__DATA SEGMENT__.

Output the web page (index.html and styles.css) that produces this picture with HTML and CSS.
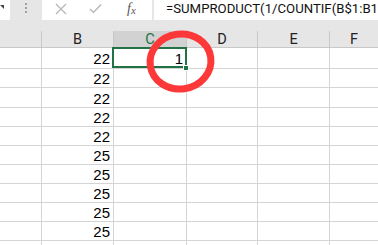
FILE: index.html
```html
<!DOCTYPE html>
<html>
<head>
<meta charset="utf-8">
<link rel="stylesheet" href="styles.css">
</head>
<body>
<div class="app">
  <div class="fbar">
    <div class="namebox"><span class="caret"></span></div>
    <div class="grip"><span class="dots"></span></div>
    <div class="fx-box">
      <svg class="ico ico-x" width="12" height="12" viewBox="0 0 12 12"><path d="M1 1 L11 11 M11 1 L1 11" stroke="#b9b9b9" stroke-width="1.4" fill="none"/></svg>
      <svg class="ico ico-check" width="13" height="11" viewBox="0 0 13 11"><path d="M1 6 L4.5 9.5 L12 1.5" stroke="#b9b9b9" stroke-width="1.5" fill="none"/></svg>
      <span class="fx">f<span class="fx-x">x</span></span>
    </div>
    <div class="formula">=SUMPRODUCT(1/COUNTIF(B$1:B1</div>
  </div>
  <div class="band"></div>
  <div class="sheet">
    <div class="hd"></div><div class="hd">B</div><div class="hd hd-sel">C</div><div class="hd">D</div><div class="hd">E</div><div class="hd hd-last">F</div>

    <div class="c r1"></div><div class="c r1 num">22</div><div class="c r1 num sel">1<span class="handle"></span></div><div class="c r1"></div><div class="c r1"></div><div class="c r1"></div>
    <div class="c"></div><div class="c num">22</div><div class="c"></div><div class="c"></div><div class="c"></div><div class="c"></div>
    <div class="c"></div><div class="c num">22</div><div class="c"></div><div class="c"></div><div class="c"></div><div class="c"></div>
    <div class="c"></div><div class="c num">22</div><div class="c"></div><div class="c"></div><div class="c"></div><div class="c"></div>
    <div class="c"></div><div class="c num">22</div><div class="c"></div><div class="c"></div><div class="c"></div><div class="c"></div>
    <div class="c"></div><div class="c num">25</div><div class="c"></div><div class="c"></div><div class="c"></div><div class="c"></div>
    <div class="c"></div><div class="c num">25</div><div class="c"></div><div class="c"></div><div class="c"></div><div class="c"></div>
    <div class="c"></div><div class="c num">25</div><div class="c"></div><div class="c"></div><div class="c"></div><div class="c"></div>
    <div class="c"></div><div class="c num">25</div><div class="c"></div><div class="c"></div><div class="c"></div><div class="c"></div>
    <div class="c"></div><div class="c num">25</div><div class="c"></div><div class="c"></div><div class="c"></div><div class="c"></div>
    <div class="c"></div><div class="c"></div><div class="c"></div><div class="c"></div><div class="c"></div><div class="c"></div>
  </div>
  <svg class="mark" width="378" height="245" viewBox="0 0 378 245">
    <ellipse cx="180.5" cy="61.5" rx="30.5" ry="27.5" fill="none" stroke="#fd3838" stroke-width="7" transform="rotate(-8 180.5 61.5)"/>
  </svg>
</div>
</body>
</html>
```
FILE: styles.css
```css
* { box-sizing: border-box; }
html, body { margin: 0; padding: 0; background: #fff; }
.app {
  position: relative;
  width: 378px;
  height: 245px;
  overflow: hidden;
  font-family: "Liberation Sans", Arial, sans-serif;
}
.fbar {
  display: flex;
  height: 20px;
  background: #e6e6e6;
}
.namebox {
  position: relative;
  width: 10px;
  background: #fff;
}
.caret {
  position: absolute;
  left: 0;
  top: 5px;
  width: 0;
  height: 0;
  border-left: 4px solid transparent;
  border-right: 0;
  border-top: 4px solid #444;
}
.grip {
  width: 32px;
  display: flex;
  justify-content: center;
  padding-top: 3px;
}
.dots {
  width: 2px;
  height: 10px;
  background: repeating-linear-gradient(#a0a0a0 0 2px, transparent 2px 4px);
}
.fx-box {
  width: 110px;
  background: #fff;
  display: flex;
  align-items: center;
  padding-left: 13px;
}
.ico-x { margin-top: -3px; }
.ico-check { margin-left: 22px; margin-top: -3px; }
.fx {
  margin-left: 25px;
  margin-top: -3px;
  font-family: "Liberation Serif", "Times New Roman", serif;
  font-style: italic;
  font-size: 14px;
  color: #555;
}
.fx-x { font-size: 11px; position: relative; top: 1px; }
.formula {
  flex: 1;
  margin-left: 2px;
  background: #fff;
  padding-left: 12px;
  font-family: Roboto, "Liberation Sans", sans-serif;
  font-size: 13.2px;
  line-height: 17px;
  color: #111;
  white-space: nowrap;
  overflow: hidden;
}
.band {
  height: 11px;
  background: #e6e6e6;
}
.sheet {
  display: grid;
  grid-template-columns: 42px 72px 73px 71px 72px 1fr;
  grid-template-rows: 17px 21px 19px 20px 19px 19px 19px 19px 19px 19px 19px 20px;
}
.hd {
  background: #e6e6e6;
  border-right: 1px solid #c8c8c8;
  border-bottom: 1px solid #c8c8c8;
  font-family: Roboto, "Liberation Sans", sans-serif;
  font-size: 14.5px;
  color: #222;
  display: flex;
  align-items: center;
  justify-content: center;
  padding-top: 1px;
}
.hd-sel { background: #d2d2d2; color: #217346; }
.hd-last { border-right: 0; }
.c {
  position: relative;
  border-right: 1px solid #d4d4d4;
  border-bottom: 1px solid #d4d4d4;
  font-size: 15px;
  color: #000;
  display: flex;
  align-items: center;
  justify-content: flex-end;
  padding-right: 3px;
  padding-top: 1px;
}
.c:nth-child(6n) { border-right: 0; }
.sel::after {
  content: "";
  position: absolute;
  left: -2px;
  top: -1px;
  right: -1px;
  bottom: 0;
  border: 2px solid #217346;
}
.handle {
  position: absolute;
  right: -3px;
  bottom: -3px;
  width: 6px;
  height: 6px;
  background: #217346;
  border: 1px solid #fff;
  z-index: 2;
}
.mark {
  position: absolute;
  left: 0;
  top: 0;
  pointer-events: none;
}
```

__WHAT YOU WILL DO__. From the material above, reproduce everything verbatim except the pictures.

__ANSWER FOR THIS EXERCISE__.
Output the web page (index.html and styles.css) that produces this picture with HTML and CSS.
FILE: index.html
```html
<!DOCTYPE html>
<html>
<head>
<meta charset="utf-8">
<link rel="stylesheet" href="styles.css">
</head>
<body>
<div class="app">
  <div class="fbar">
    <div class="namebox"><span class="caret"></span></div>
    <div class="grip"><span class="dots"></span></div>
    <div class="fx-box">
      <svg class="ico ico-x" width="12" height="12" viewBox="0 0 12 12"><path d="M1 1 L11 11 M11 1 L1 11" stroke="#b9b9b9" stroke-width="1.4" fill="none"/></svg>
      <svg class="ico ico-check" width="13" height="11" viewBox="0 0 13 11"><path d="M1 6 L4.5 9.5 L12 1.5" stroke="#b9b9b9" stroke-width="1.5" fill="none"/></svg>
      <span class="fx">f<span class="fx-x">x</span></span>
    </div>
    <div class="formula">=SUMPRODUCT(1/COUNTIF(B$1:B1</div>
  </div>
  <div class="band"></div>
  <div class="sheet">
    <div class="hd"></div><div class="hd">B</div><div class="hd hd-sel">C</div><div class="hd">D</div><div class="hd">E</div><div class="hd hd-last">F</div>

    <div class="c r1"></div><div class="c r1 num">22</div><div class="c r1 num sel">1<span class="handle"></span></div><div class="c r1"></div><div class="c r1"></div><div class="c r1"></div>
    <div class="c"></div><div class="c num">22</div><div class="c"></div><div class="c"></div><div class="c"></div><div class="c"></div>
    <div class="c"></div><div class="c num">22</div><div class="c"></div><div class="c"></div><div class="c"></div><div class="c"></div>
    <div class="c"></div><div class="c num">22</div><div class="c"></div><div class="c"></div><div class="c"></div><div class="c"></div>
    <div class="c"></div><div class="c num">22</div><div class="c"></div><div class="c"></div><div class="c"></div><div class="c"></div>
    <div class="c"></div><div class="c num">25</div><div class="c"></div><div class="c"></div><div class="c"></div><div class="c"></div>
    <div class="c"></div><div class="c num">25</div><div class="c"></div><div class="c"></div><div class="c"></div><div class="c"></div>
    <div class="c"></div><div class="c num">25</div><div class="c"></div><div class="c"></div><div class="c"></div><div class="c"></div>
    <div class="c"></div><div class="c num">25</div><div class="c"></div><div class="c"></div><div class="c"></div><div class="c"></div>
    <div class="c"></div><div class="c num">25</div><div class="c"></div><div class="c"></div><div class="c"></div><div class="c"></div>
    <div class="c"></div><div class="c"></div><div class="c"></div><div class="c"></div><div class="c"></div><div class="c"></div>
  </div>
  <svg class="mark" width="378" height="245" viewBox="0 0 378 245">
    <ellipse cx="180.5" cy="61.5" rx="30.5" ry="27.5" fill="none" stroke="#fd3838" stroke-width="7" transform="rotate(-8 180.5 61.5)"/>
  </svg>
</div>
</body>
</html>
```
FILE: styles.css
```css
* { box-sizing: border-box; }
html, body { margin: 0; padding: 0; background: #fff; }
.app {
  position: relative;
  width: 378px;
  height: 245px;
  overflow: hidden;
  font-family: "Liberation Sans", Arial, sans-serif;
}
.fbar {
  display: flex;
  height: 20px;
  background: #e6e6e6;
}
.namebox {
  position: relative;
  width: 10px;
  background: #fff;
}
.caret {
  position: absolute;
  left: 0;
  top: 5px;
  width: 0;
  height: 0;
  border-left: 4px solid transparent;
  border-right: 0;
  border-top: 4px solid #444;
}
.grip {
  width: 32px;
  display: flex;
  justify-content: center;
  padding-top: 3px;
}
.dots {
  width: 2px;
  height: 10px;
  background: repeating-linear-gradient(#a0a0a0 0 2px, transparent 2px 4px);
}
.fx-box {
  width: 110px;
  background: #fff;
  display: flex;
  align-items: center;
  padding-left: 13px;
}
.ico-x { margin-top: -3px; }
.ico-check { margin-left: 22px; margin-top: -3px; }
.fx {
  margin-left: 25px;
  margin-top: -3px;
  font-family: "Liberation Serif", "Times New Roman", serif;
  font-style: italic;
  font-size: 14px;
  color: #555;
}
.fx-x { font-size: 11px; position: relative; top: 1px; }
.formula {
  flex: 1;
  margin-left: 2px;
  background: #fff;
  padding-left: 12px;
  font-family: Roboto, "Liberation Sans", sans-serif;
  font-size: 13.2px;
  line-height: 17px;
  color: #111;
  white-space: nowrap;
  overflow: hidden;
}
.band {
  height: 11px;
  background: #e6e6e6;
}
.sheet {
  display: grid;
  grid-template-columns: 42px 72px 73px 71px 72px 1fr;
  grid-template-rows: 17px 21px 19px 20px 19px 19px 19px 19px 19px 19px 19px 20px;
}
.hd {
  background: #e6e6e6;
  border-right: 1px solid #c8c8c8;
  border-bottom: 1px solid #c8c8c8;
  font-family: Roboto, "Liberation Sans", sans-serif;
  font-size: 14.5px;
  color: #222;
  display: flex;
  align-items: center;
  justify-content: center;
  padding-top: 1px;
}
.hd-sel { background: #d2d2d2; color: #217346; }
.hd-last { border-right: 0; }
.c {
  position: relative;
  border-right: 1px solid #d4d4d4;
  border-bottom: 1px solid #d4d4d4;
  font-size: 15px;
  color: #000;
  display: flex;
  align-items: center;
  justify-content: flex-end;
  padding-right: 3px;
  padding-top: 1px;
}
.c:nth-child(6n) { border-right: 0; }
.sel::after {
  content: "";
  position: absolute;
  left: -2px;
  top: -1px;
  right: -1px;
  bottom: 0;
  border: 2px solid #217346;
}
.handle {
  position: absolute;
  right: -3px;
  bottom: -3px;
  width: 6px;
  height: 6px;
  background: #217346;
  border: 1px solid #fff;
  z-index: 2;
}
.mark {
  position: absolute;
  left: 0;
  top: 0;
  pointer-events: none;
}
```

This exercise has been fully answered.